Ireland had until 2018 been ranked as a Tier One country. The criteria for being included among such places included the fact that “the estimated numbers of victims of severe forms of trafficking is very significant or is significantly increasing and the country is not taking proportional concrete actions.” Perhaps more damningly, the report said that there was a failure to provide evidence to prove that the authorities were taking the appropriate measures in terms of investigation, prosecution and convictions.
2020 Trafficking in Persons Report (state.gov)
Lest anyone think that the 2020 report made the Irish state pull its socks up and drag us out of that shameful company, it did not. We remained the only state in Western Europe with such a ranking in the 2021 report.
The 2022 report does upgrade Ireland to Tier Two along with Romania which may partly be due to the overall restrictions on international travel, including illegal movements, which was also reflected to a drop in asylum seekers here, but it does recognise some progress in “increasing convictions.”
Embarrassingly, however, this was mainly based on just two convictions under the specific anti-trafficking law, “for the first time since at least 2013.” The report also concludes that the state “does not fully meet the minimum standards for the elimination of trafficking.” The low numbers of prosecutions and convictions contrasts with the more than 500 victims identified and that such laxity encourages the traffickers and acts as a disincentive to victims to testify.
Among the positive measures apparently was the expunging in April 2021 of 607 convictions for sex offences, presumably on the basis that the persons convicted had been trafficked to Ireland to be forced into prostitution. That paints a rather disturbing picture of what is going on in the country.
Among the ongoing failures are the small number of convictions, the failure to prosecute anyone for using trafficked persons as labour, as well as deficiencies in identifying victims and offering assistance to them.
You would imagine that with the plethora of NGOs who draw down vast amounts of money through “advocacy” on behalf of migrants that there would be much more activity and light thrown on the area of trafficking.

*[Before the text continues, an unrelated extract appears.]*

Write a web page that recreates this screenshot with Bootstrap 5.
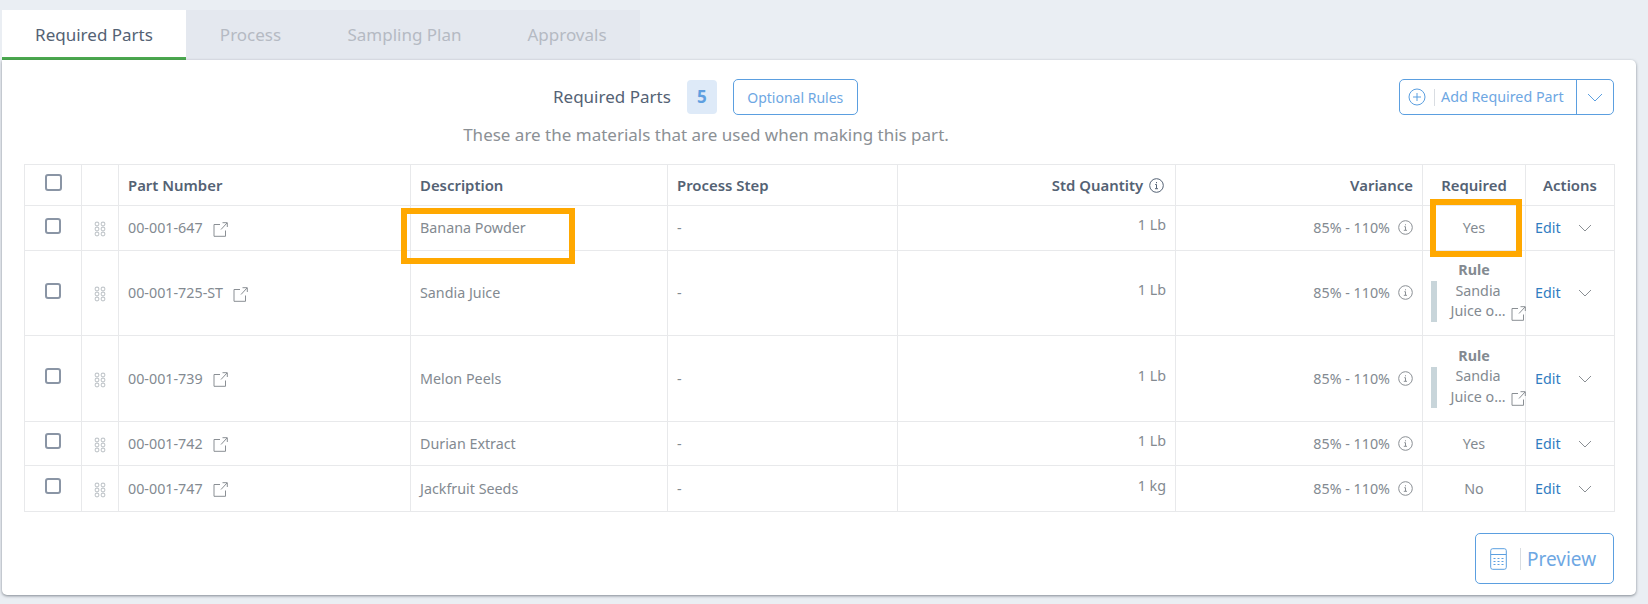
<!doctype html>
<html><head><meta charset="utf-8">
<link href="https://cdn.jsdelivr.net/npm/bootstrap@5.3.0/dist/css/bootstrap.min.css" rel="stylesheet">
<style>
body{background:#eaeef3;font-family:"Noto Sans","Open Sans",sans-serif;font-size:14px;color:#838a91;margin:0;height:604px;overflow:hidden}
.page-wrap{padding:10px 12px 0 2px;position:relative}
.tab-strip{height:50px;width:638px;background:#e4e8ef}
.tab-item{height:50px;font-size:17px;color:#b5bac3;line-height:49px;text-align:center}
.tab-on{width:184px;background:#fff;color:#546274;border-bottom:3px solid #4aa84e}
.tab-b{width:129px}.tab-c{width:179px}.tab-d{width:146px}
.sheet{background:#fff;height:535px;border-radius:0 5px 5px 5px;box-shadow:0 1px 3px rgba(60,70,80,.6);position:relative;padding:19px 22px 0 22px}
.head-area{height:85px;position:relative}
.head-title{font-size:17px;color:#546274}
.num-chip{width:30px;height:34px;background:#deeaf8;color:#5f9fe0;font-weight:700;font-size:17px;border-radius:4px}
.line-btn{border:1px solid #5b9fe0;border-radius:5px;color:#6ea7e3;background:#fff;font-size:14px;height:36px}
.opt-btn{width:125px}
.sub-text{font-size:17px;color:#8b9095;text-align:center;margin-top:7px;padding-right:226px}
.add-group{position:absolute;right:0;top:0;width:215px}
.add-main{width:178px;padding-left:8px}
.add-main .v-sep{margin:0 6px 0 8px}
.add-main span:last-child{font-size:14.3px;white-space:nowrap}
.add-caret{width:37px;border-left:1px solid #5b9fe0}
.v-sep{width:1px;height:17px;background:#d9dde2}
table.grid-tb{table-layout:fixed;width:1590px;margin:0;border-collapse:collapse}
.grid-tb th,.grid-tb td{border:1px solid #e8e9eb;padding:0 9px;vertical-align:middle;font-weight:400;color:#838a91;font-size:14.3px;box-shadow:none}
.grid-tb th{font-weight:600;color:#546274;height:41px;font-size:14.9px}
.grid-tb td.chk,.grid-tb th.chk{padding:0;text-align:center}
.grid-tb td.mid{text-align:center}
.grid-tb td.end,.grid-tb th.end{text-align:right}
.grid-tb th.qty-head{padding-right:11px}
.qty-icon{margin-left:2px;vertical-align:-2px}
.grid-tb td.qty{padding-bottom:6px}
.grid-tb .form-check-input{width:16px;height:16px;margin:0 0 6px;border:2px solid #8a95a5;border-radius:3px;vertical-align:middle;float:none}
.grid-tb th .form-check-input{width:17px;height:17px}
.ext-gap{margin-left:10px}
.r-a{height:45px}.r-b{height:85px}.r-c{height:86px}.r-d{height:44px}.r-e{height:46px}
.edit-link{color:#2f7dc1;text-decoration:none}
.act-row{padding-right:13px}
.rule-wrap{position:relative;line-height:20.5px;text-align:center;margin:-4px -9px 0;padding-left:8px}
.rule-bar{position:absolute;left:8px;top:21px;width:6px;height:41px;background:#c8d5da}
.rule-title{font-weight:700;color:#838a91;margin-left:-8px}
.rule-ext{position:absolute;right:-1px;bottom:1px;line-height:0}
.foot-btn{position:absolute;right:22px;bottom:11px;width:139px;height:51px;font-size:19px;padding-left:14px;color:#6ea7e3}
.foot-btn .v-sep{margin:0 6px 0 13px}
.foot-btn span:last-child{position:relative;top:1px}
.mark-box{position:absolute;border:6px solid #ffa800;pointer-events:none}
.mark-a{left:401px;top:208px;width:174px;height:56px}
.mark-b{left:1430px;top:199px;width:92px;height:58px}
svg{flex:none}
</style></head><body>
<div class="page-wrap">
 <div class="d-flex tab-strip">
  <div class="tab-item tab-on">Required Parts</div>
  <div class="tab-item tab-b">Process</div>
  <div class="tab-item tab-c">Sampling Plan</div>
  <div class="tab-item tab-d">Approvals</div>
 </div>
 <div class="sheet">
  <div class="head-area">
   <div class="d-flex align-items-center" style="padding-left:529px">
    <span class="head-title">Required Parts</span>
    <span class="num-chip d-flex align-items-center justify-content-center ms-3">5</span>
    <button class="line-btn opt-btn ms-3 p-0">Optional Rules</button>
   </div>
   <div class="sub-text">These are the materials that are used when making this part.</div>
   <div class="add-group d-flex line-btn">
    <div class="add-main d-flex align-items-center">
     <svg width="18" height="18" viewBox="0 0 18 18" fill="none" stroke="#5b9fe0"><circle cx="9" cy="9" r="8"/><path d="M9 5v8M5 9h8"/></svg>
     <span class="v-sep"></span><span>Add Required Part</span>
    </div>
    <div class="add-caret d-flex align-items-center justify-content-center">
     <svg width="16" height="9" viewBox="0 0 16 9" fill="none" stroke="#5b9fe0"><path d="M1 1l7 7 7-7"/></svg>
    </div>
   </div>
  </div>
  <table class="table grid-tb">
   <colgroup><col style="width:57px"><col style="width:37px"><col style="width:292px"><col style="width:257px"><col style="width:230px"><col style="width:278px"><col style="width:247px"><col style="width:103px"><col style="width:89px"></colgroup>
   <thead><tr>
    <th class="chk"><input type="checkbox" class="form-check-input"></th><th></th><th>Part Number</th><th>Description</th><th>Process Step</th>
    <th class="end qty-head">Std Quantity <svg class="qty-icon" width="15" height="15" viewBox="0 0 15 15" fill="none" stroke="#546274"><circle cx="7.5" cy="7.5" r="6.8"/><path d="M6.2 6.5h1.3v4M6 10.7h3M7.5 4v1.2"/></svg></th>
    <th class="end">Variance</th><th class="text-center">Required</th><th class="text-center">Actions</th>
   </tr></thead>
   <tbody id="rows"></tbody>
  </table>
  <button class="foot-btn line-btn d-flex align-items-center">
   <svg width="17" height="22" viewBox="0 0 17 22" fill="none" stroke="#5b9fe0"><rect x=".7" y=".7" width="15.6" height="20.6" rx="2"/><path d="M1 6.5h15"/><path stroke-dasharray="2 2" d="M3.5 10.5h10M3.5 13.5h10M3.5 16.5h10"/></svg>
   <span class="v-sep" style="height:22px"></span><span>Preview</span>
  </button>
 </div>
 <div class="mark-box mark-a"></div>
 <div class="mark-box mark-b"></div>
</div>
<script>
var ext='<svg width="15" height="15" viewBox="0 0 15 15" fill="none" stroke="#8a8f94"><path d="M7 2.5H1v11.8h11.5V8.5M8 7.5L14 1M9.5 .7H14.3V5"/></svg>';
var drag='<svg width="12" height="16" viewBox="0 0 12 16" fill="none" stroke="#c3c8cc" stroke-width="1.1"><circle cx="3" cy="3" r="1.9"/><circle cx="9" cy="3" r="1.9"/><circle cx="3" cy="8" r="1.9"/><circle cx="9" cy="8" r="1.9"/><circle cx="3" cy="13" r="1.9"/><circle cx="9" cy="13" r="1.9"/></svg>';
var inf='<svg class="ms-2" width="15" height="15" viewBox="0 0 15 15" fill="none" stroke="#8a8f94" style="vertical-align:-2px"><circle cx="7.5" cy="7.5" r="6.8"/><path d="M6.3 6.7h1.2v3.4M5.8 10.3h3.2M7.5 4.3v1"/></svg>';
var car='<svg width="14" height="8" viewBox="0 0 14 8" fill="none" stroke="#8a8f94"><path d="M1 1l6 6 6-6"/></svg>';
var rule='<div class="rule-wrap"><span class="rule-bar"></span><div class="rule-title">Rule</div><div>Sandia</div><div>Juice o…</div><span class="rule-ext">'+ext+'</span></div>';
var data=[['r-a','00-001-647','Banana Powder','1 Lb','Yes'],['r-b','00-001-725-ST','Sandia Juice','1 Lb',rule],['r-c','00-001-739','Melon Peels','1 Lb',rule],['r-d','00-001-742','Durian Extract','1 Lb','Yes'],['r-e','00-001-747','Jackfruit Seeds','1 kg','No']];
document.getElementById('rows').innerHTML=data.map(function(d){return '<tr class="'+d[0]+'"><td class="chk"><input type="checkbox" class="form-check-input"></td><td class="chk">'+drag+'</td><td>'+d[1]+'<span class="ext-gap">'+ext+'</span></td><td>'+d[2]+'</td><td>-</td><td class="end qty">'+d[3]+'</td><td class="end">85% - 110%'+inf+'</td><td class="mid">'+d[4]+'</td><td><div class="d-flex align-items-center justify-content-between act-row"><a class="edit-link" href="#">Edit</a>'+car+'</div></td></tr>'}).join('');
</script>
<script src="https://cdn.jsdelivr.net/npm/bootstrap@5.3.0/dist/js/bootstrap.bundle.min.js"></script>
</body></html>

This is clearly not the case, with the notable exception of one organisation dedicated to identifying and assisting the victims of sex trafficking. That organisation, Ruhama has been criticised by other NGOs and left feminists for not supporting their demand that prostitution be legalised on the basis that prostitution ought to be considered to be a job like any other.
That approach, in common with those who used to romanticise the ‘Monto’ of the Dublin red light district that largely served the British military garrison here, ignores the squalor and violence associated with this economic sector.
Interestingly, the 2022 report recommends that particular focus be placed on victims who are Irish citizens, which perhaps begs some questions with regard to the naturalisation process here. It also calls for investigation into the abuse of people trafficked here to work with specific reference to the “working scheme for sea fishers” which suggests that formal legalities such as work permits may provide cover for this sordid trade in humans who are exploited for other people’s gain.
Among other examples cited are: Lithuanians forced into criminality, Brazilians recruited through employment agencies who are forced into prostitution, as well as persons made to work for cannabis growing gangs, as agricultural workers, and even in car washes.
As with many other aspects of life here, much of the effort of the state is channelled through the NGOs, which given the poor record of the state in tackling human trafficking, suggests that the returns are not substantial relative to the sums expended.
Perhaps, more focus ought to be on tackling the problem at its source: how do so many people manage to enter the country, either legally or illegally, and then enter into a world of which the authorities appear to have little intelligence; how many are allowed enter legally through the work permits system only to be exploited as low paid, and even illegally underpaid, workers in sectors where employers can bring in people from outside of the EU and EEA.
If more resources were focused on catching people like Abdisahar and those who he and his gang masters bring to Ireland; and then speeding up the process by which the organisers are convicted and given proper sentences, and under which those trafficked are processed and deported, perhaps that might have more of an impact on tackling the problem.
It might also place Ireland back on the same level of countries that are serious about all of this, both from the perspective of the human rights of the victims and the integrity of the state the authorities are supposed to be protecting.